E così arriviamo al dunque. I nuovi concetti di “rischio”, “tradizione” e “identità” che si vanno forgiando con la globalizzazione hanno un’incidenza notevole nell’alimentazione. Il comportamento dell’individuo e i suoi stili di vita (cioè l’insieme di comportamenti e abitudini connessi in uno schema più o meno ordinato e che riguardano anche il regime alimentare) sono, infatti, elementi centrali per il progetto riflessivo del sé. Tali scelte variano al variare di ambienti e luoghi in quanto riflessivamente aperte al cambiamento in virtù della natura mutevole dell’identità.

Le tradizioni alimentari locali che si sono inventate negli ultimi decenni assumono diverso valore dietetico, simbolico e rituale rispetto al passato e portano con sé una trasformazione del gusto che – per essere arricchente – dovrebbe avvenire in modo consapevole con il coinvolgimento delle comunità interessate e non sulla loro testa.

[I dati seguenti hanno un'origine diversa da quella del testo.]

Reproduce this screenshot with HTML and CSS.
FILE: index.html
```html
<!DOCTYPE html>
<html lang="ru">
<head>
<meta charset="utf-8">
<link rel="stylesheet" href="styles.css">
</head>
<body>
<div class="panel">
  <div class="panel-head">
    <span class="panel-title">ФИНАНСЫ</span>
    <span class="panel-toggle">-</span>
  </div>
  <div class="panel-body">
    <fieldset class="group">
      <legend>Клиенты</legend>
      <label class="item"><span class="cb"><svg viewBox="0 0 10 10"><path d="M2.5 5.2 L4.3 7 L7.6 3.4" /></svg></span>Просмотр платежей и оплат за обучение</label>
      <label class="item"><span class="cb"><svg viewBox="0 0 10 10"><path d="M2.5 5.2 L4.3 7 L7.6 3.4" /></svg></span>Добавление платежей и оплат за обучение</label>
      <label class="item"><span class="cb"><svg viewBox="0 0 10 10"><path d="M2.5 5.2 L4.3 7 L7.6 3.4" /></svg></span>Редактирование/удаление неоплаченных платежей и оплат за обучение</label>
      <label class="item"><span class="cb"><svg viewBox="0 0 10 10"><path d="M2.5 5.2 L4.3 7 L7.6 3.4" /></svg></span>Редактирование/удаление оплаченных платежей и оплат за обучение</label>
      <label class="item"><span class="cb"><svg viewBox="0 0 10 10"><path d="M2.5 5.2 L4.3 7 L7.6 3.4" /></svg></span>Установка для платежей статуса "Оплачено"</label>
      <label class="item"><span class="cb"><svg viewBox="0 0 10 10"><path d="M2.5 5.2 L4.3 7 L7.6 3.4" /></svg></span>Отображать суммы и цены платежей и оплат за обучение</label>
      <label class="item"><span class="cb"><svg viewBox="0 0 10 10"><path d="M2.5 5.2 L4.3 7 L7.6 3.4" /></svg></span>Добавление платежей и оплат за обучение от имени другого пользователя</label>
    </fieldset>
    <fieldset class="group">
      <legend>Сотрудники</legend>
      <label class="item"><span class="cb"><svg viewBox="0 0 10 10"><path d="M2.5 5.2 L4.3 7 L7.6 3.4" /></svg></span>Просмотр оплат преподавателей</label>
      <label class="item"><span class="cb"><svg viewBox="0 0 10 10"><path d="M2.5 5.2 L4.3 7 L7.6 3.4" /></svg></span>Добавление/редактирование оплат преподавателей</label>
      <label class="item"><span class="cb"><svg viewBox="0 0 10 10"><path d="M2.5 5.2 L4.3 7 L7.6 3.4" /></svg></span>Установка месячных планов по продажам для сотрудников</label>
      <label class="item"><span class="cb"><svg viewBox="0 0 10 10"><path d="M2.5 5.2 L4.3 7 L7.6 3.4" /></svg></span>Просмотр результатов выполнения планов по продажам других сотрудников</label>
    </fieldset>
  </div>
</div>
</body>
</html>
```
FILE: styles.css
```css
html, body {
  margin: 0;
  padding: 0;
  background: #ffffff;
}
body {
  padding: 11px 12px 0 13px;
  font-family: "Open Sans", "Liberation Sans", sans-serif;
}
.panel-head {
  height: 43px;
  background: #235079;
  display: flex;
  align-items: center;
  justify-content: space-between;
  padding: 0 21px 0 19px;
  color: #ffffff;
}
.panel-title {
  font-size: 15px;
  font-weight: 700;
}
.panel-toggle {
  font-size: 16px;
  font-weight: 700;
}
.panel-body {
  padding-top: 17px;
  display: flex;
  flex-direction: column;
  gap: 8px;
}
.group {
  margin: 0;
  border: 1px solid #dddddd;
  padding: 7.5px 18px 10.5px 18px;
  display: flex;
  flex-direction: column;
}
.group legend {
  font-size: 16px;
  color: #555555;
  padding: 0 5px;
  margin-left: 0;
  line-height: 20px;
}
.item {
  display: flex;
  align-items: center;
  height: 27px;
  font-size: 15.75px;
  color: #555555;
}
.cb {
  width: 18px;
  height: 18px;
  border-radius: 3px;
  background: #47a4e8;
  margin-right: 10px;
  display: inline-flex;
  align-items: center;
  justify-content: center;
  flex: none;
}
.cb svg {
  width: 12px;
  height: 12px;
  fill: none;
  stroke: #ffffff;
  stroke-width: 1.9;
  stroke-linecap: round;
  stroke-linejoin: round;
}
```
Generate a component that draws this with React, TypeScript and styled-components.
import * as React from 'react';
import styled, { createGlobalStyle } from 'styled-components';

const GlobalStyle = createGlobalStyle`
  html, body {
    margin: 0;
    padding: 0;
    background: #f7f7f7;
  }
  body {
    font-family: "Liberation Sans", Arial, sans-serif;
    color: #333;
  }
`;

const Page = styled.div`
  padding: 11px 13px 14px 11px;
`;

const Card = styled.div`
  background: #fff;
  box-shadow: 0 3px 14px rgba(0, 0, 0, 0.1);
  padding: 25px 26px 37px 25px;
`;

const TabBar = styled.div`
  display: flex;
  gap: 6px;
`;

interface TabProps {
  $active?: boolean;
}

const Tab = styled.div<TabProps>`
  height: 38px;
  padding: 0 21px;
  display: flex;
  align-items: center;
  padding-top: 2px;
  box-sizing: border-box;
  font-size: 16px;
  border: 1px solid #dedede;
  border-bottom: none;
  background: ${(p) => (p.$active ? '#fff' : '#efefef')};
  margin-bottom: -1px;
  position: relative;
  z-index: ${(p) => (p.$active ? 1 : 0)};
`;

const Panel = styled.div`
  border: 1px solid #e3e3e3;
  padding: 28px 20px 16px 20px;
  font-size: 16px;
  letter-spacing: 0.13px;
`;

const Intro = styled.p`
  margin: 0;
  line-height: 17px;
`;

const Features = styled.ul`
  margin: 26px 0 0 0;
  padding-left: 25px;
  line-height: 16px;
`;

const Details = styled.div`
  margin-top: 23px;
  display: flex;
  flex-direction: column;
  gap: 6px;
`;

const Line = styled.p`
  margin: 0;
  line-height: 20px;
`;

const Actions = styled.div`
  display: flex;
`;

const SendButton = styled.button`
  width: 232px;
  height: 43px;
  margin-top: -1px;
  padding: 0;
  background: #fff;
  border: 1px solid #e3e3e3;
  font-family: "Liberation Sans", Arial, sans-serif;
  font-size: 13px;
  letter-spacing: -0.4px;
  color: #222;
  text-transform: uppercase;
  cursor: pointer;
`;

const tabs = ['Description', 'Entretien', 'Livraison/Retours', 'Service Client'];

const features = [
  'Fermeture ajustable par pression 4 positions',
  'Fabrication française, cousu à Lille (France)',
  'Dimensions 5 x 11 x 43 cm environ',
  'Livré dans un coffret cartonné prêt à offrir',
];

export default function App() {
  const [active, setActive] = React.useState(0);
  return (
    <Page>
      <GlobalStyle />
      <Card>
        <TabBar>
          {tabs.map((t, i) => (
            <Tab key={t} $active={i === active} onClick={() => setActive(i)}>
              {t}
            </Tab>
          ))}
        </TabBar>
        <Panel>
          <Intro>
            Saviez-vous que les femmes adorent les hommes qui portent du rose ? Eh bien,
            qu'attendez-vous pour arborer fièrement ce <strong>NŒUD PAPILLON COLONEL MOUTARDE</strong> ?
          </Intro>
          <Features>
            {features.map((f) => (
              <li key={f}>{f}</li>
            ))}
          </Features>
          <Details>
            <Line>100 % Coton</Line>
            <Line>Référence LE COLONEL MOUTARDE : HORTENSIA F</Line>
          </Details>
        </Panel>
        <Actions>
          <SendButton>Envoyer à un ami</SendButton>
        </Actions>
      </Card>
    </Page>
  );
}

Si tratterebbe di costruire un gusto riflessivo, per usare la felice espressione coniata, alcuni anni fa, da Elena Battaglini rileggendo e connettendo la lezione sociologica di Giddens con quella della tradizione gastronomica mediterranea; un gusto che guarda al futuro con nuovi occhi, potremmo anche dire; un gusto dinamico, inteso come la dimensione corporea, sensoriale e cognitiva dell’individuo capace di scegliere (o di rifiutare) modalità, luoghi e prodotti di consumo nella mutevolezza dell’agire quotidiano; di interagire con il “rischio costruito”, esprimendo con la propria scelta la fiducia (o la sfiducia) in un’azienda produttrice; di associare le sensazioni concesse dall’esperienza della relazione con un alimento o una bevanda alle motivazioni ideali che possono indurre a sostenere determinati progetti imprenditoriali socialmente responsabili. È il caso dei prodotti dell’agricoltura sociale che, integrando tradizione e innovazione, racchiudono pratiche solidali ben riuscite.

Avremmo bisogno di ridisegnare completamente il rapporto tra legame con il territorio e presenza nei mercati internazionali che non sono strategie alternative. Occorrerebbero politiche per l’internazionalizzazione fondate sul “fare squadra” in Europa e nel mondo, sul superamento di inutili e costose incombenze burocratiche, sulla nostra capacità di favorire processi di interscambio culturale prima ancora che commerciale, sulla costruzione di reti diffuse e collaborative tra pubblico e privato e sul rendiconto alle comunità territoriali dei risultati conseguiti. L’innovazione sociale da realizzare è la reinvenzione di comunità, territori e istituzioni che sappiano guardare alle persone nella loro interezza.

Insomma, salvaguardare il futuro del pianeta, espandere le libertà umane per le generazioni future, esercitare il gusto che guarda con nuovi occhi la realtà che ci circonda significa anticipare il futuro per mettercene al riparo. Dobbiamo imparare a immaginare il possibile ed elaborare allo scopo modelli cognitivi sempre più sofisticati. La libertà non è soltanto un processo di emancipazione individuale, ma anche collettivo: tanto più cresce se cresce per tutti.